Throughout my life, the one unwavering constant has always been horror. This sometime came in the form of comics and novels, but most often it has been cinema. As I’ve grown my tastes have migrated from subgenre to subgenre, but the core has always been the horrific, the vile, the absolutely terrifying. And, clearly, this obsession with the darkness captured on celluloid isn’t mine alone; Letterboxd lists 18,732 films within their horror category, while IMDB lists 101,748.

What is it that draws me into the shadows? Cathartic release? A twisted and deranged psyche? Perhaps both? I can’t say for sure. What I do know is that it isn’t just me, alone, or the generations that have sat wide eyed on the edge of their seats since Georges Méliès first introduced cinematic horror in Le Manoir du Diable in 1896. The urge to scare within storytelling – one of our key topics of exploration here at Scriptophobic – can be traced back through our earliest tales and oral histories, which suggests that before alphabetic or pictorial language systems, the audience, in the form of the tribe around the campfire, were readily devouring works with elements of “horror.”

Those early tales, the ones that have managed to remain extant, are “moral” lessons hidden within fantastical narratives. I say moral in quotes because morality is a fluid system of values that is shaped by contemporary values and many moral lessons have fallen from grace. However, the fact that a lesson is at the core of these stories is the important aspect to take away and to apply to our modern storytelling: Cinema.

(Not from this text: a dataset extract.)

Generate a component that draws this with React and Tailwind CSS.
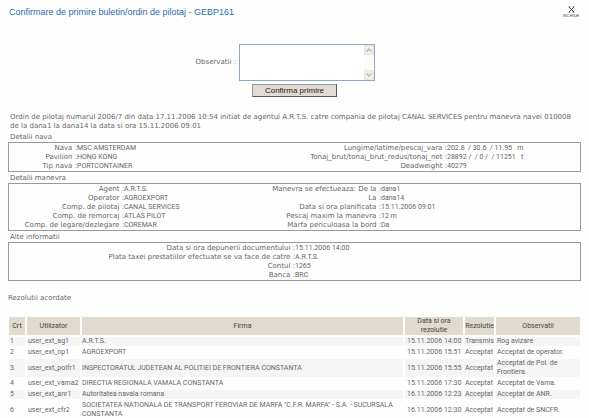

There are lessons hidden within the horror film that cover the entire spectrum of political, historical, moral, and philosophical thought.

Why do I love horror? I don’t know, I inserted the needle too young to have thought to explore the why behind my interest. But I’ve come to enjoy it not just as an audience member along for the thrill but as an explorer of its themes, its history, and the power it holds.